Standard & Poor’s analyst Jim Corridore notes that Pitney Bowes has supported its cash flow by cutting capital expenditures to levels below the annual depreciation and amortization of its assets – an imbalance often regarded as a red flag for future dividend payouts.
However, Mr. Corridore, who has a $15 target price on the company, does not believe a cut in the dividend rate is likely, in part because he sees the company’s revenue issue as primarily cyclical, not secular. He believes Pitney Bowes will “return to slow growth by most financial measures over the next few years as the U.S. economy recovers.”

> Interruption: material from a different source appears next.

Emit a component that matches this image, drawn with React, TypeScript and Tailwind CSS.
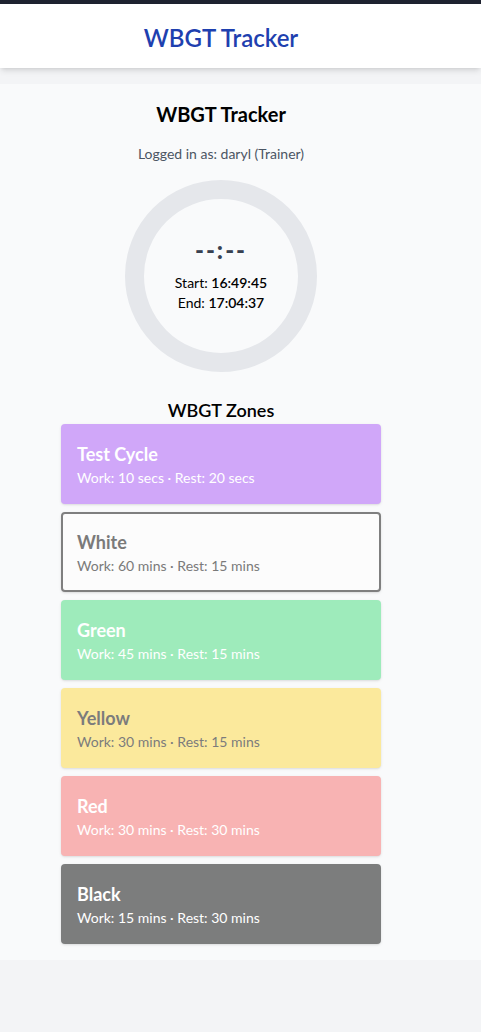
import React from "react";

const zones = [
  { name: "Test Cycle", work: "10 secs", rest: "20 secs", card: "bg-[#d0a7f9] text-white px-4" },
  { name: "White", work: "60 mins", rest: "15 mins", card: "bg-[#fcfcfc] border-2 border-[#7f7f7f] text-[#7a7a7a] px-[14px]" },
  { name: "Green", work: "45 mins", rest: "15 mins", card: "bg-[#9eebbb] text-white px-4" },
  { name: "Yellow", work: "30 mins", rest: "15 mins", card: "bg-[#fbe99c] text-[#7c7c7c] px-4" },
  { name: "Red", work: "30 mins", rest: "30 mins", card: "bg-[#f8b3b3] text-white px-4" },
  { name: "Black", work: "15 mins", rest: "30 mins", card: "bg-[#7c7d7d] text-white px-4" },
];

const App = () => {
  return (
    <div className="min-h-[1032px] bg-[#f3f4f6] font-['Lato',sans-serif]">
      {/* top bar */}
      <div className="h-1 bg-[#1e2230]" />

      {/* header */}
      <header className="h-16 bg-white shadow-md">
        <div className="flex h-full w-[442px] items-center justify-center pt-[3px]">
          <h1 className="text-2xl font-semibold text-[#1e40af]">WBGT Tracker</h1>
        </div>
      </header>

      {/* body */}
      <main className="mt-4 bg-[#f9fafb] pt-4 pb-4">
        <div className="flex w-[442px] flex-col items-center">
          <h2 className="text-xl font-bold leading-7 text-black">WBGT Tracker</h2>
          <p className="mt-4 text-sm leading-5 text-[#4b5563]">Logged in as: daryl (Trainer)</p>

          {/* timer ring */}
          <div className="mt-4 flex h-[192px] w-[192px] flex-col items-center justify-center rounded-full border-[19px] border-[#e5e7eb] pb-[5px]">
            <span className="text-2xl leading-8 font-black tracking-[2px] text-[#374151]">--:--</span>
            <div className="mt-[7px] text-sm leading-5 text-black">
              Start: <span className="font-semibold">16:49:45</span>
            </div>
            <div className="text-sm leading-5 text-black">
              End: <span className="font-semibold">17:04:37</span>
            </div>
          </div>

          <h3 className="mt-6 text-lg leading-7 font-semibold text-black">WBGT Zones</h3>

          {/* zones */}
          <div className="flex w-[320px] flex-col gap-2">
            {zones.map((zone) => (
              <div
                key={zone.name}
                className={`flex h-20 flex-col justify-center rounded shadow-sm ${zone.card}`}
              >
                <span className="text-lg leading-7 font-bold">{zone.name}</span>
                <span className="text-sm leading-5">
                  Work: {zone.work} · Rest: {zone.rest}
                </span>
              </div>
            ))}
          </div>
        </div>
      </main>
    </div>
  );
};

export default App;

If Pitney Bowes can grow, Stamps.com can grow even more. Contrary to the former’s declining sales and profits, Stamps.com, which sells postage almost exclusively over the Internet, posted 17 per cent sales growth and a 40 per cent gain in earnings per share in its most recent quarter, compared with 2011 levels. The EPS number beat Wall Street expectations significantly.
It seems Stamps.com is in the mode where it can easily surprise investors with its growth; those are the kind of stocks that also can offer concomitant gains.
However, there are warning signs. A major partner, Amazon.com Inc., introduced a competing postage platform for for its “Marketplace” sellers, who still mostly ship their wares through the U.S. Postal Service. That removed Stamps.com’s exclusive offering on the site. And Stamps.com’s “PhotoStamps” business, which allows users to create U.S. postage using their own photos or business logos, posted an 18 per cent year-over-year decline in the recent quarter.
My take: Pitney Bowes may appeal to value vultures with a willingness to, as the old saying goes, catch a falling knife. Meanwhile, Stamps.com may offer a chance for healthy profits in the short term – but, ultimately, may stall and fall as it hits the limits of how much money can be made when you try to grow as your partner business is declining.